Spaghetti with Lemon, Capers and Olives

All the freshness of flavor and bright yellow colors that beckon the spring air to stay. This gluten-free, nut-free and vegan recipe is high in protein, full of important nutrients and can be ready in under 20 minutes. Suitable for even the most beginner of cooks, it is made from ingredients often kept on-hand and makes for simple weeknight meal prep. 

Spaghetti with Lemon, Capers and Olives

  • Prep Time:  10 minutes
  • Cook Time: 7 minutes
  • Total Time:  17-20 minutes
  • Course: Dinner
  • Cuisine: Italian
  • Servings:  4

Ingredients:

  • 1 Package Chickapea Spaghetti
  • 1 Tbsp salt, (for cooking pasta)
  • ½ cup green olives, (pitted or pimento olives of high quality with sharp flavor), chopped
  • 1 lemon, zest of
  • 1 lemon, juice of
  • ½ cup extra virgin olive oil
  • 2 Tbsp capers, drained and diced
  • 1 large clove of garlic, minced
  • 1 tsp Italian herb mix
  • 1/8 tsp crushed red pepper flakes
  • Finishing salt to taste

Instructions:

  1. Prepare Chickapea spaghetti to package specifications, (heat 16 cups of water in a large pot over high heat until boiling. Add pasta and 1 Tbsp of salt to the water, decrease heat to maintain a gentle boil. Stir and cook pasta for 7 minutes).
  2. Drain the pasta and rinse with warm water.
  3. Transfer the pasta to a clean bowl.
  4. In a small bowl combine the green olives, lemon zest, lemon juice, extra virgin olive oil, capers, garlic, Italian herbs and red pepper flakes.
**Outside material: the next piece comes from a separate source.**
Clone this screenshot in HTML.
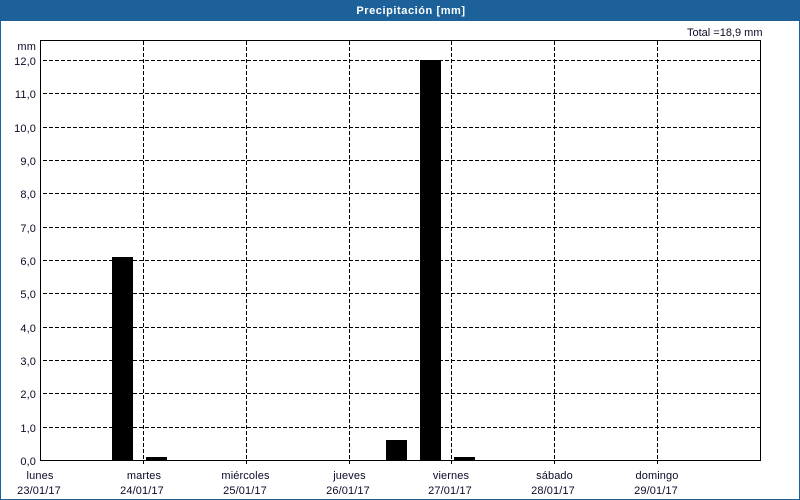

Mix well.
  5. Pour the olive and lemon dressing over the pasta and stir to combine.
  6. Allow the flavors to mix and marinate for at least 10 minutes prior to plating.
  7. Transfer the pasta to serving plates and top with desired amount of finishing salt over each portion.
  8. Enjoy!

Recipe Notes:

  • High quality ingredients with fresh flavors are the real key to this recipe. Avoid jar lemon juice and pre-cut olives.